The management for this potentially damaging LLF disease must  involve the use of virus-free propagation materials. Virus-free fern plants can be produced by plant tissue culture from selected virus-free mother fern plants (2). Pathogen-free ferns from selected spores through tissue culture have been reported (6). However, because JHFMoV is transmitted through spores, any selected mother plant obtained by this approach must be tested for the virus by dsRNA analysis and/or RT-PCR to ascertain the absence of the virus. These tests are extremely important because most newly emerged and upper leaves in infected LLF plants did not show obvious symptoms, making visual identification of the disease difficult and unreliable. Because symptoms were more consistently visible on the older leaves; these leaves should be the focus of visual survey of mother plants used for propagation.

Homeowners and landscape professionals are advised to purchase JHF and LLF plants that do not exhibit foliar necrosis or yellow mottle symptoms. Fern growers should test any plant showing virus-like symptoms or any plant used as source of vegetative propagation for JHFMoV and should destroy any infected plants.

Although the number of samples tested in this work was relatively small, the association of JHFMoV with all symptomatic plants and successful graft transmission of the virus followed by the symptom reproduction strongly support its involvement in the disease.

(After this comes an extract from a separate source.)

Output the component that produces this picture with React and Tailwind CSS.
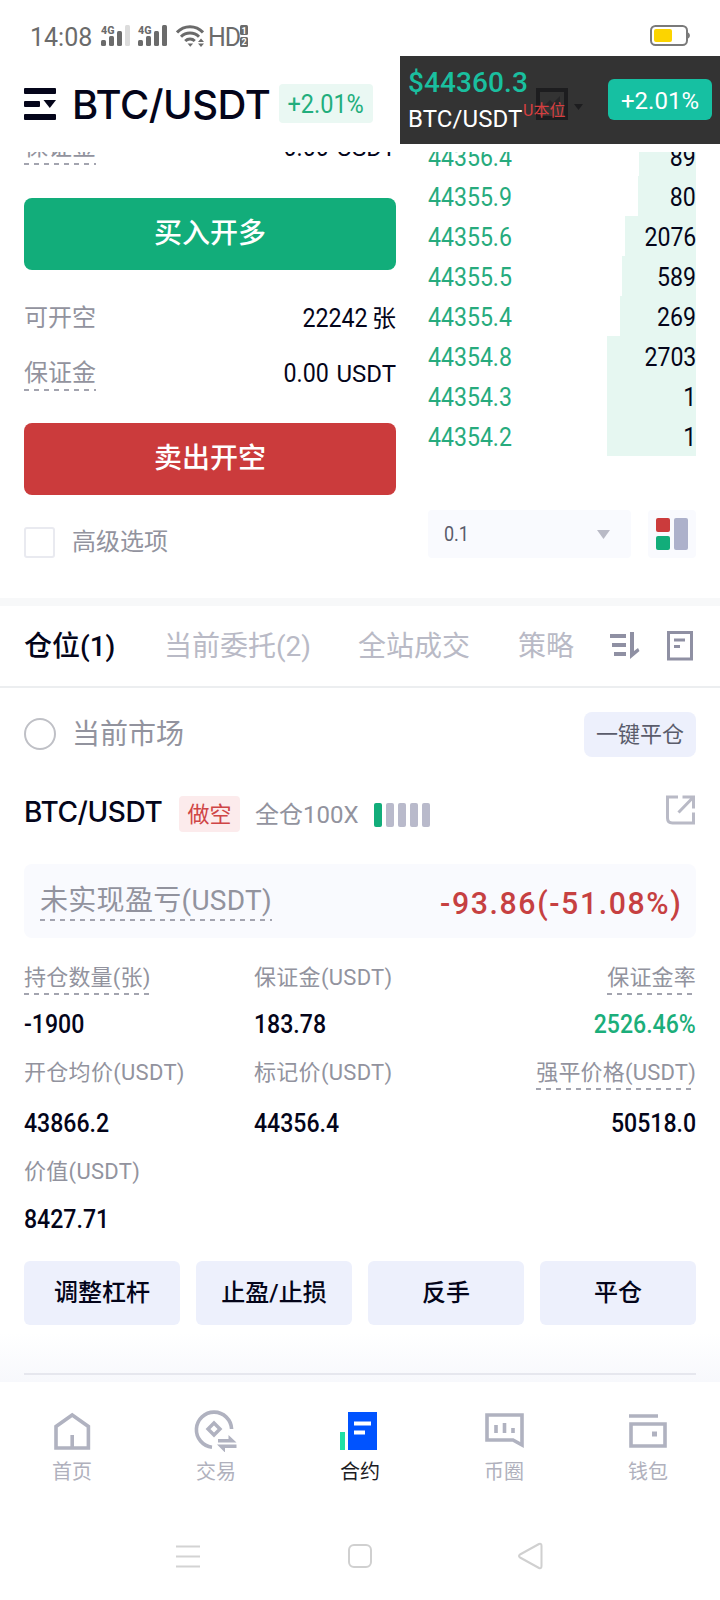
import clsx from 'clsx'

const bids = [
  { price: '44356.4', amount: '89', depth: 57 },
  { price: '44355.9', amount: '80', depth: 58 },
  { price: '44355.6', amount: '2076', depth: 71 },
  { price: '44355.5', amount: '589', depth: 74 },
  { price: '44355.4', amount: '269', depth: 76 },
  { price: '44354.8', amount: '2703', depth: 89 },
  { price: '44354.3', amount: '1', depth: 89 },
  { price: '44354.2', amount: '1', depth: 89 }
]

const actions = ['调整杠杆', '止盈/止损', '反手', '平仓']

function Dashed({ children, className }) {
  return (
    <span className={clsx('relative whitespace-nowrap', className)}>
      {children}
      <span className="absolute left-0 right-0 bottom-0 h-[2px] bg-[repeating-linear-gradient(90deg,#a3a4af_0_5px,transparent_5px_10px)]" />
    </span>
  )
}

function SignalIcon({ weak }) {
  return (
    <svg className="overflow-visible" width="30" height="22" viewBox="0 0 30 22" fill="#6b6b6b">
      <text x="0" y="8.5" fontSize="11.5" fontWeight="800" fontFamily="Roboto, sans-serif" textLength="13.5" lengthAdjust="spacingAndGlyphs">4G</text>
      <rect x="0" y="15" width="5" height="6" rx="1.5" />
      <rect x="8" y="11" width="5" height="10" rx="1.5" />
      <rect x="16" y="6" width="5" height="15" rx="1.5" />
      <rect x="24" y="0" width="5" height="21" rx="1.5" fill={weak ? '#dcdcdc' : '#6b6b6b'} />
    </svg>
  )
}

function StatusBar() {
  return (
    <div className="h-14 shrink-0 flex items-center pl-[30px] pr-[30px] pt-4 text-[#6b6b6b]">
      <span className="w-[71px] text-[25px] leading-none pt-[2px]">14:08</span>
      <SignalIcon weak />
      <span className="w-[7px]" />
      <SignalIcon />
      <svg className="ml-2" width="28" height="22" viewBox="0 0 28 22" fill="none" stroke="#6b6b6b" strokeWidth="3">
        <path d="M1 7.5C8-.2 20-.2 27 7.5" />
        <path d="M5 11.8c5-5 13-5 18 0" />
        <path d="M9.2 16c2.7-2.6 6.9-2.6 9.6 0" />
        <path d="M11.5 18.6h5.6l-2.8 3.2z" fill="#6b6b6b" stroke="none" />
        <path d="M22 17l3-3.5 3 3.5zM22 18.5l3 3.5 3-3.5z" fill="#6b6b6b" stroke="none" />
      </svg>
      <span className="ml-[4px] pt-[2px] text-[25px] leading-none tracking-[-1px]">HD</span>
      <svg className="overflow-visible" width="8" height="22" viewBox="0 0 8 22" fill="#6b6b6b">
        <rect width="8" height="10" rx="1.5" />
        <rect y="12" width="8" height="10" rx="1.5" />
        <text x="4" y="8.5" fontSize="9" fontWeight="700" fill="#fff" textAnchor="middle" fontFamily="Roboto, sans-serif">1</text>
        <text x="4" y="20.3" fontSize="9" fontWeight="700" fill="#fff" textAnchor="middle" fontFamily="Roboto, sans-serif">2</text>
      </svg>
      <svg className="ml-auto" width="40" height="22" viewBox="0 0 40 22">
        <rect x="1" y="1" width="36" height="19" rx="4.5" fill="#fff" stroke="#7a7a7a" strokeWidth="2" />
        <rect x="4" y="4" width="18" height="13" rx="2" fill="#fcd400" />
        <path d="M38 7.5c2.5 1 2.5 5 0 6z" fill="#7a7a7a" />
      </svg>
    </div>
  )
}

function TickerOverlay() {
  return (
    <div className="absolute left-[400px] top-14 w-[320px] h-[88px] bg-[#333333] flex items-start pl-2 pr-2">
      <div className="pt-[13px]">
        <div className="text-[28px] leading-[28px] font-medium tracking-[0.1px] text-[#1abf9f]">$44360.3</div>
        <div className="mt-[8px] text-[24px] leading-[28px] tracking-[0.1px] text-white">BTC/USDT</div>
      </div>
      <svg className="absolute left-[136px] top-8" width="48" height="32" viewBox="0 0 48 32">
        <rect x="2" y="2" width="28" height="28" fill="none" stroke="#1d1d1f" strokeWidth="4" />
        <path d="M8 18l6-6 3 3 7-7v10H8z" fill="#262628" />
        <path d="M38 16h9l-4.5 6z" fill="#1d1d1f" />
      </svg>
      <span className="absolute left-[123px] top-[45px] text-[16px] leading-[20px] text-[#d63f40]">U本位</span>
      <div className="ml-auto mt-[23px] w-[104px] h-[41px] rounded-md bg-[#16c0a2] text-white text-[24px] flex items-center justify-center pt-[2px]">
        +2.01%
      </div>
    </div>
  )
}

function Header() {
  return (
    <div className="h-24 shrink-0 flex items-start pl-6 bg-white">
      <svg className="mt-8" width="32" height="32" viewBox="0 0 32 32" fill="#04051a">
        <rect width="32" height="6" rx="1" />
        <rect y="13" width="16" height="6" rx="1" />
        <rect y="26" width="32" height="6" rx="1" />
        <path d="M19.5 12H32l-6.2 8z" />
      </svg>
      <h1 className="ml-4 mt-[25px] w-[200px] text-[40px] leading-[48px] font-[550] font-['Inter',sans-serif] tracking-[-0.5px] text-[#04051a] whitespace-nowrap">BTC/USDT</h1>
      <span className="ml-[7px] mt-7 w-[94px] h-[39px] rounded bg-[#eaf8f3] text-[#22ae7d] text-[25px] flex items-center justify-center pt-[2px]">
        <span className="scale-x-[0.94]">+2.01%</span>
      </span>
    </div>
  )
}

function OrderRow({ label, amount, unit, dashed }) {
  return (
    <div className="h-[55px] flex items-center justify-between text-[24px]">
      {dashed
        ? <Dashed className="h-9 leading-[37px] text-[#92939e]">{label}</Dashed>
        : <span className="text-[#92939e]">{label}</span>}
      <span className="flex items-center text-[#04051a] pt-[2px]">
        <span className="text-[25.5px] origin-right scale-x-[0.91]">{amount}</span>
        <span className={unit === '张' ? 'ml-1' : 'ml-2'}>{unit}</span>
      </span>
    </div>
  )
}

function OrderPanel() {
  return (
    <div className="w-[372px] -mt-[33px]">
      <OrderRow label="保证金" amount="0.00" unit="USDT" dashed />
      <button className="mt-6 w-full h-[72px] rounded-lg bg-[#12ad7a] text-white text-[28px] font-medium block">买入开多</button>
      <div className="h-5" />
      <OrderRow label="可开空" amount="22242" unit="张" />
      <OrderRow label="保证金" amount="0.00" unit="USDT" dashed />
      <button className="mt-[23px] w-full h-[72px] rounded-lg bg-[#cb3b3c] text-white text-[28px] font-medium block">卖出开空</button>
      <div className="mt-8 flex items-center text-[24px] leading-[31px] text-[#92939e]">
        <span className="w-[31px] h-[31px] rounded-[3px] border-2 border-[#e9eaf0] mr-[17px]" />
        高级选项
      </div>
    </div>
  )
}

function OrderBook() {
  return (
    <div className="w-[268px] -mt-4">
      {bids.map(bid => (
        <div key={bid.price} className="relative h-10 flex items-center justify-between text-[25.5px] pt-[3px]">
          <span className="absolute right-0 inset-y-0 bg-[#e6f7f1]" style={{ width: bid.depth }} />
          <span className="relative origin-left scale-x-[0.905] text-[#27ab7d]">{bid.price}</span>
          <span className="relative origin-right scale-x-[0.905] text-[#04051a]">{bid.amount}</span>
        </div>
      ))}
      <div className="mt-[54px] flex justify-between">
        <div className="w-[203px] h-12 rounded bg-[#f9fafe] flex items-center justify-between pl-4 pr-[21px] text-[20px] text-[#5a5c6b]">
          <span className="origin-left scale-x-[0.9]">0.1</span>
          <svg width="13" height="9" viewBox="0 0 13 9" fill="#b9bac6"><path d="M0 0h13L6.5 9z" /></svg>
        </div>
        <div className="w-12 h-12 rounded bg-[#f9fafe] flex items-center justify-center gap-1">
          <div className="flex flex-col gap-1">
            <span className="w-[14px] h-[14px] rounded-[2px] bg-[#cb3b3c]" />
            <span className="w-[14px] h-[14px] rounded-[2px] bg-[#12ad7a]" />
          </div>
          <span className="w-[14px] h-8 rounded-[2px] bg-[#adb1cb]" />
        </div>
      </div>
    </div>
  )
}

function Tabs() {
  return (
    <div className="h-[82px] shrink-0 flex items-center pl-6 pr-[27px] border-b-2 border-[#eceef0] text-[28px] text-[#b9bac6] whitespace-nowrap">
      <span className="w-[140px] pt-[2px] font-medium text-[#04051a]">仓位(1)</span>
      <span className="w-[194px] pt-[2px]">当前委托(2)</span>
      <span className="w-40 pt-[2px]">全站成交</span>
      <span className="w-[92px] pt-[2px]">策略</span>
      <svg width="30" height="28" viewBox="0 0 30 28" fill="#8f90a3">
        <path d="M0 2h16v4H0zM2 11h14v4H2zM4 20h12v4H4z" />
        <path d="M20 0h4v19l4-3 1.5 3L20 27z" />
      </svg>
      <svg className="ml-auto" width="26" height="30" viewBox="0 0 26 30" fill="none" stroke="#8f90a3" strokeWidth="3">
        <path d="M1.5 1.5h23v26.5h-23zM7 9h11M7 15.5h6" />
      </svg>
    </div>
  )
}

function Stat({ label, value, dashed, right, green, className }) {
  return (
    <div className={clsx('flex flex-col', right ? 'items-end' : 'items-start', className)}>
      {dashed
        ? <Dashed className="h-[34px] leading-[33px] text-[22px] tracking-[0.2px] text-[#92939e]">{label}</Dashed>
        : <span className="h-[34px] leading-[33px] text-[22px] tracking-[0.3px] text-[#92939e] whitespace-nowrap">{label}</span>}
      <span className={clsx('mt-auto -mb-px pb-px text-[25.5px] leading-[30px] font-medium scale-x-[0.905]', right ? 'origin-right' : 'origin-left', green ? 'text-[#1bae7a]' : 'text-[#04051a]')}>{value}</span>
    </div>
  )
}

function Position() {
  return (
    <div className="px-6 shrink-0">
      <div className="mt-6 h-[45px] flex items-center text-[28px] text-[#92939e]">
        <span className="w-8 h-8 -mt-[2px] rounded-full border-2 border-[#bfc0c6] mr-4" />
        当前市场
        <button className="ml-auto w-28 h-[45px] rounded-lg bg-[#edf0fc] text-[22px] text-[#5a5c6b]">一键平仓</button>
      </div>

      <div className="mt-[38px] h-[36px] flex items-center">
        <span className="w-[155px] -mt-[3px] text-[28px] leading-none font-[550] font-['Inter',sans-serif] tracking-[-0.4px] text-[#04051a]">BTC/USDT</span>
        <span className="w-[61px] h-9 mt-[2px] rounded bg-[#fcebec] text-[22px] text-[#cf4546] flex items-center justify-center">做空</span>
        <span className="ml-[15px] mt-[3px] w-[119px] text-[24px] text-[#92939e]">全仓100X</span>
        <div className="flex gap-1 mt-[4px]">
          <span className="w-2 h-6 rounded-[2px] bg-[#12ad7a]" />
          {[0, 1, 2, 3].map(i => <span key={i} className="w-2 h-6 rounded-[2px] bg-[#b9bacb]" />)}
        </div>
        <svg className="ml-auto -mt-[6px]" width="30" height="30" viewBox="0 0 30 30" fill="none" stroke="#b9bac6" strokeWidth="3">
          <path d="M12 2H1.5v21q0 5 5 5h21V17.5M16.5 2h11v11.5M27 2.5L12.5 17.5" />
        </svg>
      </div>

      <div className="mt-[33px] h-[74px] rounded-lg bg-[#f9fafe] flex items-center justify-between px-4">
        <Dashed className="h-[40px] leading-[39px] text-[28px] tracking-[0.3px] text-[#92939e]">未实现盈亏(USDT)</Dashed>
        <span className="text-[32px] font-medium tracking-[1.7px] mt-[3px] -mr-[2px] origin-right scale-x-[0.945] text-[#c64041]">-93.86(-51.08%)</span>
      </div>

      <div className="mt-[23px] grid grid-cols-[230px_1fr_1fr]">
        <Stat className="h-[78px]" label="持仓数量(张)" value="-1900" dashed />
        <Stat label="保证金(USDT)" value="183.78" />
        <Stat label="保证金率" value="2526.46%" dashed right green />
        <Stat className="mt-[17px] h-[82px]" label="开仓均价(USDT)" value="43866.2" />
        <Stat className="mt-[17px]" label="标记价(USDT)" value="44356.4" />
        <Stat className="mt-[17px]" label="强平价格(USDT)" value="50518.0" dashed right />
        <Stat className="mt-[17px] h-[79px]" label="价值(USDT)" value="8427.71" />
      </div>

      <div className="mt-[27px] grid grid-cols-4 gap-4">
        {actions.map(name => (
          <button key={name} className="h-16 rounded-md bg-[#edf0fc] text-[24px] font-medium text-[#04051a]">{name}</button>
        ))}
      </div>
    </div>
  )
}

function NavItem({ label, active, children }) {
  return (
    <div className={clsx('w-36 flex flex-col items-center text-[20px] leading-[26px]', active ? 'text-[#1b1b22]' : 'text-[#b0b1bd]')}>
      <svg width="44" height="44" viewBox="0 0 44 44" fill="none" stroke="#b0b2c0" strokeWidth="3.6">{children}</svg>
      <span className="mt-[7px]">{label}</span>
    </div>
  )
}

function BottomNav() {
  return (
    <div className="h-[122px] shrink-0 pt-[26px] flex bg-white">
      <NavItem label="首页">
        <path d="M6 40V18.5L22.2 7l16.2 11.5V40zM22.2 40V27" />
      </NavItem>
      <NavItem label="交易">
        <path d="M18 39.2A17.6 17.6 0 1 1 37.6 21" />
        <path d="M20 15l6 6-6 6-6-6z" strokeWidth="3.4" />
        <path d="M24 34.500h18.500l-8-7.500v4H24zM42.500 36.500H23l8 8v-4.500h11.500z" fill="#b0b2c0" stroke="none" />
      </NavItem>
      <NavItem label="合约" active>
        <path d="M10 4h29v38H10z" fill="#0053ff" stroke="none" />
        <path d="M2 24h5v18H2z" fill="#1fe0a5" stroke="none" />
        <path d="M16 15.5h17M16 24.5h11" stroke="#fff" strokeWidth="4" />
      </NavItem>
      <NavItem label="币圈">
        <path d="M5 7h35v30l-9-5H5z" />
        <path d="M14 17v8M22.5 15v10M31 20v5" />
      </NavItem>
      <NavItem label="钱包">
        <path d="M3 8h29M5 16h34v22H5z" />
        <path d="M26 26h5" strokeWidth="5" />
      </NavItem>
    </div>
  )
}

function SystemNav() {
  return (
    <div className="h-24 flex justify-center gap-[144px] pt-[38px]">
      <svg width="28" height="28" viewBox="0 0 28 28" stroke="#d3d3d3" strokeWidth="2">
        <path d="M2 4.5h24M2 14.5h24M2 24.5h24" />
      </svg>
      <svg width="28" height="28" viewBox="0 0 28 28" fill="none" stroke="#d0d0d0" strokeWidth="2">
        <rect x="3" y="3" width="22" height="22" rx="5" />
      </svg>
      <svg width="28" height="28" viewBox="0 0 28 28" fill="none" stroke="#d0d0d0" strokeWidth="2" strokeLinejoin="round">
        <path d="M2 12.5L21 2q2.5-1 2.5 2v20q0 3-2.5 2L2 15.5q-2-1.5 0-3z" />
      </svg>
    </div>
  )
}

export default function App() {
  return (
    <div className="relative w-[720px] h-[1600px] overflow-hidden bg-white flex flex-col font-['Roboto','Noto_Sans_CJK_SC',sans-serif]">
      <StatusBar />
      <Header />
      <TickerOverlay />

      <div className="h-[446px] shrink-0 overflow-hidden px-6 flex justify-between">
        <OrderPanel />
        <OrderBook />
      </div>
      <div className="h-2 shrink-0 bg-[#f7f8f9]" />

      <Tabs />
      <Position />

      <div className="flex-1 mt-2 px-6 flex flex-col justify-end pb-[7px] bg-linear-to-b from-white to-[#f7f8fc]">
        <div className="h-[2px] bg-[#e6e7ee]" />
      </div>
      <BottomNav />
      <SystemNav />
    </div>
  )
}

In our previous study, we reported this virus from diseased JHF plants collected from different locations in Southeastern United States and California, whereas the research presented here clearly demonstrates that a strain of the same virus infects LLF.

The economic importance of JHFMoV-LLF for the leatherleaf fern industry and its geographic distribution are yet to be determined. Because of the vegetative method of propagation of LLF, it is reasonable to suspect that the virus may be widespread in fern producing regions and probably moved with infected plant material.

Note: Nucleotide sequence data generated in this work are available in the GenBank (Accession number HQ662604).


The authors wish to thank Santa Rosa Tropicals for providing healthy JHF and LLF plants and to Andrea L. Hebert for editing earlier drafts of the manuscript. Approved for publication as Journal Article No J-11938 of the Mississippi Agricultural and Forestry Experiment Station, Mississippi State University.